Records:
■ ■ ■ ■

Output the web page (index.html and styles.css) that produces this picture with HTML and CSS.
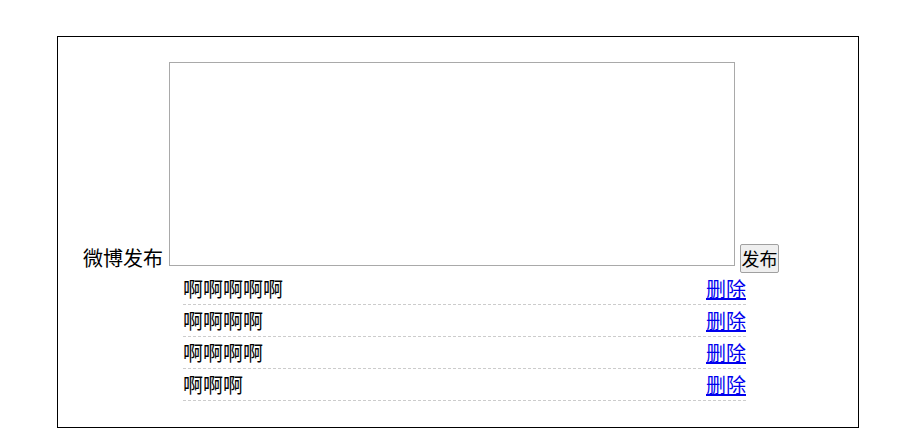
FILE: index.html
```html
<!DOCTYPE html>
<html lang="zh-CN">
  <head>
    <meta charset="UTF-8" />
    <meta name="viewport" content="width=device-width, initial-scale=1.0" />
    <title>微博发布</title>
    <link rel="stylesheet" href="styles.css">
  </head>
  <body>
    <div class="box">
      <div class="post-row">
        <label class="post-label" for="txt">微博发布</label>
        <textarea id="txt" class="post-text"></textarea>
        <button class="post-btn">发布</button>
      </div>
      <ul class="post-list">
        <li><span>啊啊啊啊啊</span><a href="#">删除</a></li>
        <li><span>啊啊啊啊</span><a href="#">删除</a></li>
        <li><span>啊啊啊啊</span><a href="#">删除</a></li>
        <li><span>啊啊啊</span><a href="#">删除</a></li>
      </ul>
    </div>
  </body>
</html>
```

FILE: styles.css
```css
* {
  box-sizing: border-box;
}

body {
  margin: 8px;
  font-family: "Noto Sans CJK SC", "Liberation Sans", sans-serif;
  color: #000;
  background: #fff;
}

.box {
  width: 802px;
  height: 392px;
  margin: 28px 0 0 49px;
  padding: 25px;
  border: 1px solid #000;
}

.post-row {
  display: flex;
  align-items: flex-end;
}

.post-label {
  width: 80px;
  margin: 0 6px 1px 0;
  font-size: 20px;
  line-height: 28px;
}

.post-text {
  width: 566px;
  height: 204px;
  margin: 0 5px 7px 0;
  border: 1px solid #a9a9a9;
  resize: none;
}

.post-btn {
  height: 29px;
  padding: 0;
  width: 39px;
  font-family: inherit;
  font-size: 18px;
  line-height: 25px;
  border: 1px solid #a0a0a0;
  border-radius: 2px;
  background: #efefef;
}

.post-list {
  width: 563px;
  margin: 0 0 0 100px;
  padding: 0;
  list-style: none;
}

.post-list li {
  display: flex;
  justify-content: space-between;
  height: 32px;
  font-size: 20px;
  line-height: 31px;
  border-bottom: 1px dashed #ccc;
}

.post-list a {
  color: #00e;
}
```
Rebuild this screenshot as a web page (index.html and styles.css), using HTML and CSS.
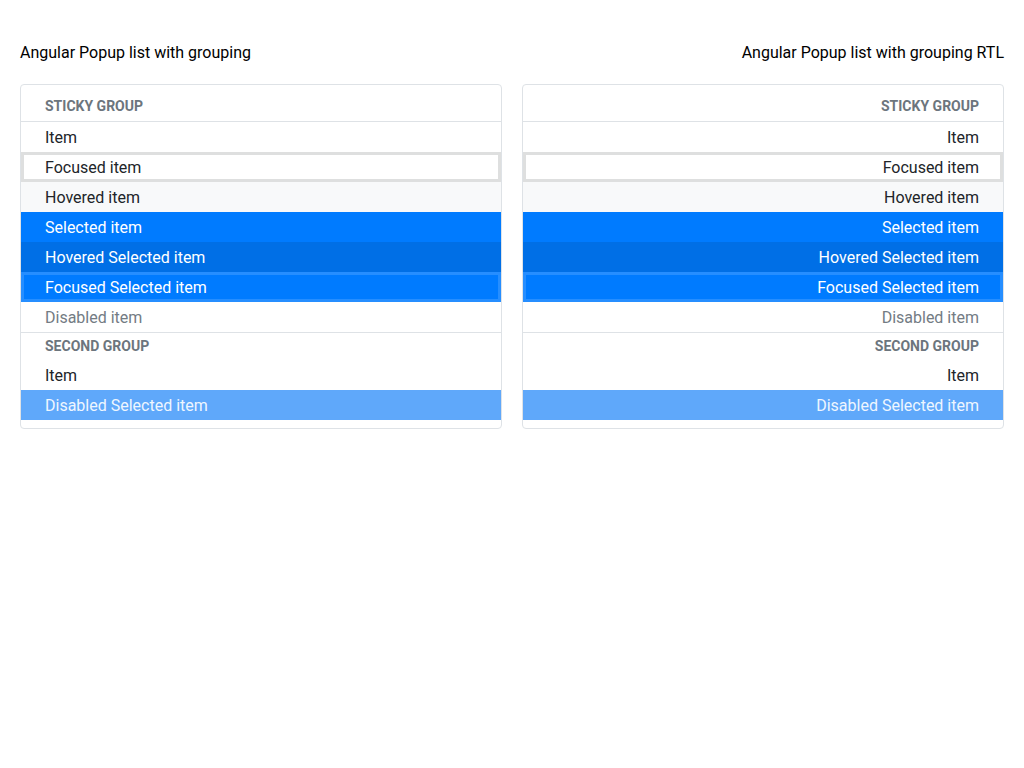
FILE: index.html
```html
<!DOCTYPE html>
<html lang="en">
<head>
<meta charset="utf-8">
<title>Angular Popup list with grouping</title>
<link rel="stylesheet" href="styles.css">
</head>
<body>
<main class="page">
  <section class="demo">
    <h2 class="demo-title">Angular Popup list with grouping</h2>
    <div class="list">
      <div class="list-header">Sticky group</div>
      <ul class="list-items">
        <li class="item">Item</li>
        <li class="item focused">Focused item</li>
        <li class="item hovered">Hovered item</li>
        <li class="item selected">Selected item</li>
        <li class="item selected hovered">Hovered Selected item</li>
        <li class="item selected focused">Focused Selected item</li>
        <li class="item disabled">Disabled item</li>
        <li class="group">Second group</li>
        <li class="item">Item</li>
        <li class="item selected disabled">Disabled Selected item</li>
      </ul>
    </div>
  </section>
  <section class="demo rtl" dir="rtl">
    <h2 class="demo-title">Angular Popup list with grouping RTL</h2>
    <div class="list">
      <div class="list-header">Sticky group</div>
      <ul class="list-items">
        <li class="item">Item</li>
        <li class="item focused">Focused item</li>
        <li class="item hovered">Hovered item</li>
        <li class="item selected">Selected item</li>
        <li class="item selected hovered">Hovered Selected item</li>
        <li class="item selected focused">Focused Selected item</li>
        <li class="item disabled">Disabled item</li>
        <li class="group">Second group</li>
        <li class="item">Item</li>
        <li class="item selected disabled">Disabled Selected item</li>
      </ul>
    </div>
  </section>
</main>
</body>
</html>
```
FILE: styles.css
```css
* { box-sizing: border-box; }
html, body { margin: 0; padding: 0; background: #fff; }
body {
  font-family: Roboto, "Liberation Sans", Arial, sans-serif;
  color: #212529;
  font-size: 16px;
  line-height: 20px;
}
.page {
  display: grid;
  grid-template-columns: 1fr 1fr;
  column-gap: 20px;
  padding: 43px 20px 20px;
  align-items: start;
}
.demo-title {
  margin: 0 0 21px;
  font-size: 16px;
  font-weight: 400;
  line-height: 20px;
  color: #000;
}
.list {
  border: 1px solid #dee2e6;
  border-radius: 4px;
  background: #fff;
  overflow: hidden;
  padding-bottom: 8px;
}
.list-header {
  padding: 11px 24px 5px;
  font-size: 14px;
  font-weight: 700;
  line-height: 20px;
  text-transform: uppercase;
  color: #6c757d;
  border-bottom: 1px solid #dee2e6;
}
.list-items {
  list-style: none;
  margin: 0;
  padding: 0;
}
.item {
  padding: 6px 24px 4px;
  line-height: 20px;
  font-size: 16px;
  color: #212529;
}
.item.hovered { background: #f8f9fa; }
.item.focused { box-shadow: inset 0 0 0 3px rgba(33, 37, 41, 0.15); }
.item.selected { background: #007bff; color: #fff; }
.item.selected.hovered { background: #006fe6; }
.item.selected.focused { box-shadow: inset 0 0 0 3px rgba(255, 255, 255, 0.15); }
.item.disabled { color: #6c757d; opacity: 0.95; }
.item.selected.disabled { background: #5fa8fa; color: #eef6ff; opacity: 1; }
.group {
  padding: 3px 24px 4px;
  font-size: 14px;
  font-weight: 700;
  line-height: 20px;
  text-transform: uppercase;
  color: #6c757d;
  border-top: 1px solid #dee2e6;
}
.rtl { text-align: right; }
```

■ ■ ■ ■

Exercise requirements: Copy out the listing exactly as it stands, but not the pictures.

Answer for the task:
Output the web page (index.html and styles.css) that produces this picture with HTML and CSS.
FILE: index.html
```html
<!DOCTYPE html>
<html lang="zh-CN">
  <head>
    <meta charset="UTF-8" />
    <meta name="viewport" content="width=device-width, initial-scale=1.0" />
    <title>微博发布</title>
    <link rel="stylesheet" href="styles.css">
  </head>
  <body>
    <div class="box">
      <div class="post-row">
        <label class="post-label" for="txt">微博发布</label>
        <textarea id="txt" class="post-text"></textarea>
        <button class="post-btn">发布</button>
      </div>
      <ul class="post-list">
        <li><span>啊啊啊啊啊</span><a href="#">删除</a></li>
        <li><span>啊啊啊啊</span><a href="#">删除</a></li>
        <li><span>啊啊啊啊</span><a href="#">删除</a></li>
        <li><span>啊啊啊</span><a href="#">删除</a></li>
      </ul>
    </div>
  </body>
</html>
```

FILE: styles.css
```css
* {
  box-sizing: border-box;
}

body {
  margin: 8px;
  font-family: "Noto Sans CJK SC", "Liberation Sans", sans-serif;
  color: #000;
  background: #fff;
}

.box {
  width: 802px;
  height: 392px;
  margin: 28px 0 0 49px;
  padding: 25px;
  border: 1px solid #000;
}

.post-row {
  display: flex;
  align-items: flex-end;
}

.post-label {
  width: 80px;
  margin: 0 6px 1px 0;
  font-size: 20px;
  line-height: 28px;
}

.post-text {
  width: 566px;
  height: 204px;
  margin: 0 5px 7px 0;
  border: 1px solid #a9a9a9;
  resize: none;
}

.post-btn {
  height: 29px;
  padding: 0;
  width: 39px;
  font-family: inherit;
  font-size: 18px;
  line-height: 25px;
  border: 1px solid #a0a0a0;
  border-radius: 2px;
  background: #efefef;
}

.post-list {
  width: 563px;
  margin: 0 0 0 100px;
  padding: 0;
  list-style: none;
}

.post-list li {
  display: flex;
  justify-content: space-between;
  height: 32px;
  font-size: 20px;
  line-height: 31px;
  border-bottom: 1px dashed #ccc;
}

.post-list a {
  color: #00e;
}
```
Rebuild this screenshot as a web page (index.html and styles.css), using HTML and CSS.
FILE: index.html
```html
<!DOCTYPE html>
<html lang="en">
<head>
<meta charset="utf-8">
<title>Angular Popup list with grouping</title>
<link rel="stylesheet" href="styles.css">
</head>
<body>
<main class="page">
  <section class="demo">
    <h2 class="demo-title">Angular Popup list with grouping</h2>
    <div class="list">
      <div class="list-header">Sticky group</div>
      <ul class="list-items">
        <li class="item">Item</li>
        <li class="item focused">Focused item</li>
        <li class="item hovered">Hovered item</li>
        <li class="item selected">Selected item</li>
        <li class="item selected hovered">Hovered Selected item</li>
        <li class="item selected focused">Focused Selected item</li>
        <li class="item disabled">Disabled item</li>
        <li class="group">Second group</li>
        <li class="item">Item</li>
        <li class="item selected disabled">Disabled Selected item</li>
      </ul>
    </div>
  </section>
  <section class="demo rtl" dir="rtl">
    <h2 class="demo-title">Angular Popup list with grouping RTL</h2>
    <div class="list">
      <div class="list-header">Sticky group</div>
      <ul class="list-items">
        <li class="item">Item</li>
        <li class="item focused">Focused item</li>
        <li class="item hovered">Hovered item</li>
        <li class="item selected">Selected item</li>
        <li class="item selected hovered">Hovered Selected item</li>
        <li class="item selected focused">Focused Selected item</li>
        <li class="item disabled">Disabled item</li>
        <li class="group">Second group</li>
        <li class="item">Item</li>
        <li class="item selected disabled">Disabled Selected item</li>
      </ul>
    </div>
  </section>
</main>
</body>
</html>
```
FILE: styles.css
```css
* { box-sizing: border-box; }
html, body { margin: 0; padding: 0; background: #fff; }
body {
  font-family: Roboto, "Liberation Sans", Arial, sans-serif;
  color: #212529;
  font-size: 16px;
  line-height: 20px;
}
.page {
  display: grid;
  grid-template-columns: 1fr 1fr;
  column-gap: 20px;
  padding: 43px 20px 20px;
  align-items: start;
}
.demo-title {
  margin: 0 0 21px;
  font-size: 16px;
  font-weight: 400;
  line-height: 20px;
  color: #000;
}
.list {
  border: 1px solid #dee2e6;
  border-radius: 4px;
  background: #fff;
  overflow: hidden;
  padding-bottom: 8px;
}
.list-header {
  padding: 11px 24px 5px;
  font-size: 14px;
  font-weight: 700;
  line-height: 20px;
  text-transform: uppercase;
  color: #6c757d;
  border-bottom: 1px solid #dee2e6;
}
.list-items {
  list-style: none;
  margin: 0;
  padding: 0;
}
.item {
  padding: 6px 24px 4px;
  line-height: 20px;
  font-size: 16px;
  color: #212529;
}
.item.hovered { background: #f8f9fa; }
.item.focused { box-shadow: inset 0 0 0 3px rgba(33, 37, 41, 0.15); }
.item.selected { background: #007bff; color: #fff; }
.item.selected.hovered { background: #006fe6; }
.item.selected.focused { box-shadow: inset 0 0 0 3px rgba(255, 255, 255, 0.15); }
.item.disabled { color: #6c757d; opacity: 0.95; }
.item.selected.disabled { background: #5fa8fa; color: #eef6ff; opacity: 1; }
.group {
  padding: 3px 24px 4px;
  font-size: 14px;
  font-weight: 700;
  line-height: 20px;
  text-transform: uppercase;
  color: #6c757d;
  border-top: 1px solid #dee2e6;
}
.rtl { text-align: right; }
```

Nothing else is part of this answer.